One application is GPS, which uses accurate atomic clocks in navigation.

“If you, for example, put our clock into a GPS satellite you’d be able to precisely tell where you are much better and much faster than you can currently,” Aeppli said.

Accurate clocks are also critically important in space travel, where tiny errors in timekeeping could cause astronauts to stray many miles off course. Accuracy could also lead to breakthroughs in quantum computers, which use the manipulation of atoms to perform.

Next, the team plans to compare the new clock with other clocks in the Boulder area to look at frequencies and ensure the clocks are performing well.

“We need to make sure we can build clocks very accurately, very precisely and repeatably,” Aeppli said. “So this is a really important way to test our clock and show that this technology can be used in the redefinition of the second.”

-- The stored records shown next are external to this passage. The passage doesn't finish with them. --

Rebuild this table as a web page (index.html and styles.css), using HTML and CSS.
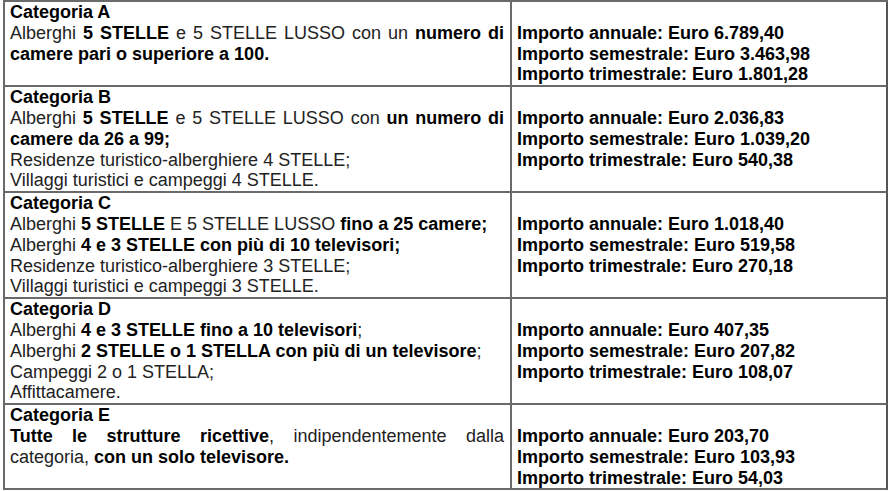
FILE: index.html
```html
<!DOCTYPE html>
<html lang="it">
<head>
<meta charset="utf-8">
<title>Categorie strutture ricettive</title>
<link rel="stylesheet" href="styles.css">
</head>
<body>
<div class="grid">
  <div class="cell left">
    <div class="cat">Categoria A</div>
    <p class="desc">Alberghi <b>5 STELLE</b> e 5 STELLE LUSSO con un <b>numero di camere pari o superiore a 100.</b></p>
  </div>
  <div class="cell right">
    <div class="amt">Importo annuale: Euro 6.789,40</div>
    <div class="amt">Importo semestrale: Euro 3.463,98</div>
    <div class="amt">Importo trimestrale: Euro 1.801,28</div>
  </div>

  <div class="cell left">
    <div class="cat">Categoria B</div>
    <p class="desc">Alberghi <b>5 STELLE</b> e 5 STELLE LUSSO con <b>un numero di camere da 26 a 99;</b></p>
    <p class="desc">Residenze turistico-alberghiere 4 STELLE;</p>
    <p class="desc">Villaggi turistici e campeggi 4 STELLE.</p>
  </div>
  <div class="cell right">
    <div class="amt">Importo annuale: Euro 2.036,83</div>
    <div class="amt">Importo semestrale: Euro 1.039,20</div>
    <div class="amt">Importo trimestrale: Euro 540,38</div>
  </div>

  <div class="cell left">
    <div class="cat">Categoria C</div>
    <p class="desc">Alberghi <b>5 STELLE</b> E 5 STELLE LUSSO <b>fino a 25 camere;</b></p>
    <p class="desc">Alberghi <b>4 e 3 STELLE con più di 10 televisori;</b></p>
    <p class="desc">Residenze turistico-alberghiere 3 STELLE;</p>
    <p class="desc">Villaggi turistici e campeggi 3 STELLE.</p>
  </div>
  <div class="cell right">
    <div class="amt">Importo annuale: Euro 1.018,40</div>
    <div class="amt">Importo semestrale: Euro 519,58</div>
    <div class="amt">Importo trimestrale: Euro 270,18</div>
  </div>

  <div class="cell left">
    <div class="cat">Categoria D</div>
    <p class="desc">Alberghi <b>4 e 3 STELLE fino a 10 televisori</b>;</p>
    <p class="desc">Alberghi <b>2 STELLE o 1 STELLA con più di un televisore</b>;</p>
    <p class="desc">Campeggi 2 o 1 STELLA;</p>
    <p class="desc">Affittacamere.</p>
  </div>
  <div class="cell right">
    <div class="amt">Importo annuale: Euro 407,35</div>
    <div class="amt">Importo semestrale: Euro 207,82</div>
    <div class="amt">Importo trimestrale: Euro 108,07</div>
  </div>

  <div class="cell left">
    <div class="cat">Categoria E</div>
    <p class="desc"><b>Tutte le strutture ricettive</b>, indipendentemente dalla categoria, <b>con un solo televisore.</b></p>
  </div>
  <div class="cell right">
    <div class="amt">Importo annuale: Euro 203,70</div>
    <div class="amt">Importo semestrale: Euro 103,93</div>
    <div class="amt">Importo trimestrale: Euro 54,03</div>
  </div>
</div>
</body>
</html>
```
FILE: styles.css
```css
html, body {
  margin: 0;
  padding: 0;
  background: #ffffff;
}

body {
  font-family: "Liberation Sans", Arial, sans-serif;
  font-size: 18px;
  line-height: 20.8px;
  color: #222222;
}

.grid {
  display: grid;
  grid-template-columns: 507px 376px;
  margin: 0 0 0 3px;
  width: 885px;
  border-top: 2px solid #6a6a6a;
  border-left: 2px solid #6a6a6a;
  box-sizing: border-box;
}

.cell {
  border-right: 2px solid #6a6a6a;
  border-bottom: 2px solid #6a6a6a;
  padding: 0 6px 0 5px;
}

.right {
  padding-top: 20.8px;
  border-right-color: #555555;
}

.cat,
.amt,
b {
  font-weight: bold;
  color: #000000;
}

.desc {
  margin: 0;
  text-align: justify;
}
```
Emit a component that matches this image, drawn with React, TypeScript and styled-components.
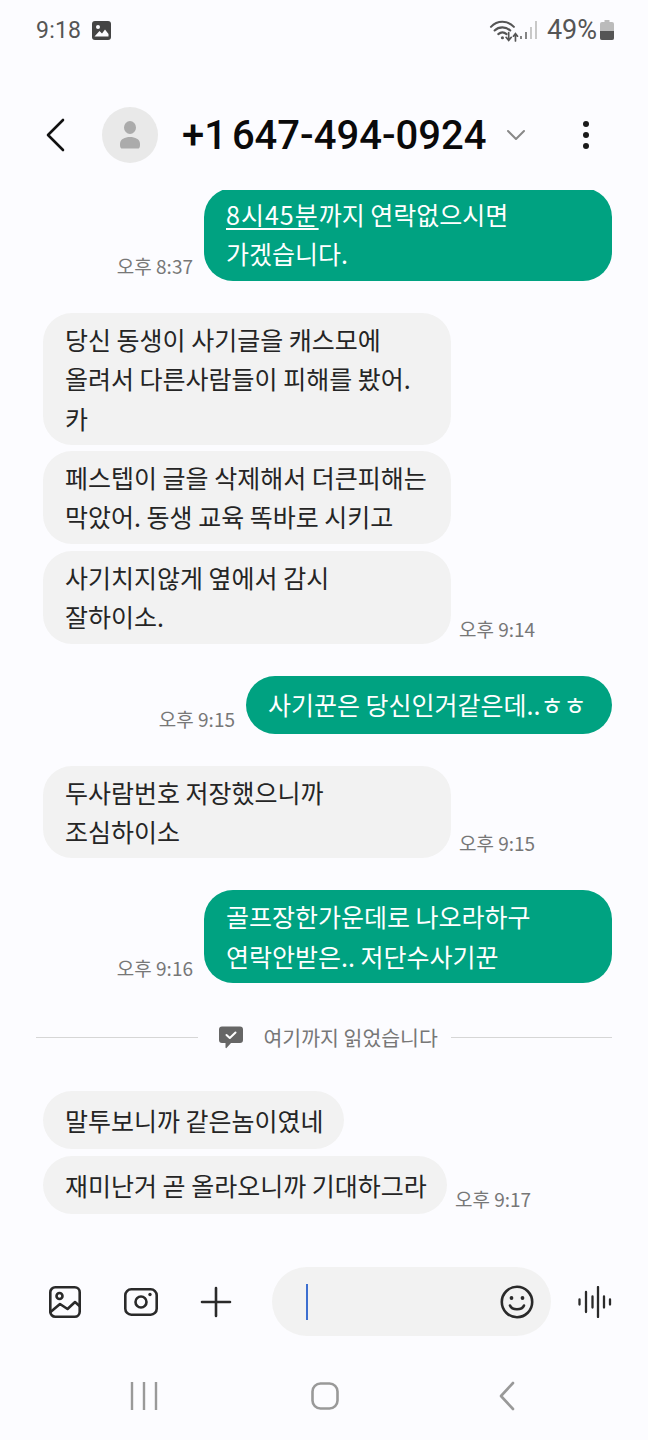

Ye said it will take a few years for scientists around the world to evaluate their new atomic clocks. A redefinition of time will take consensus, scientific validity and verification of the clock against other clocks.

“Time will continue, and ordinary citizens, they will hardly ever tell that time has been redefined in a different way,” Ye said. “But as atomic physicists, we actually take that moment very, very seriously and we have to be ready for when our atomic clock will be relied upon to give you a worldwide time stamp.”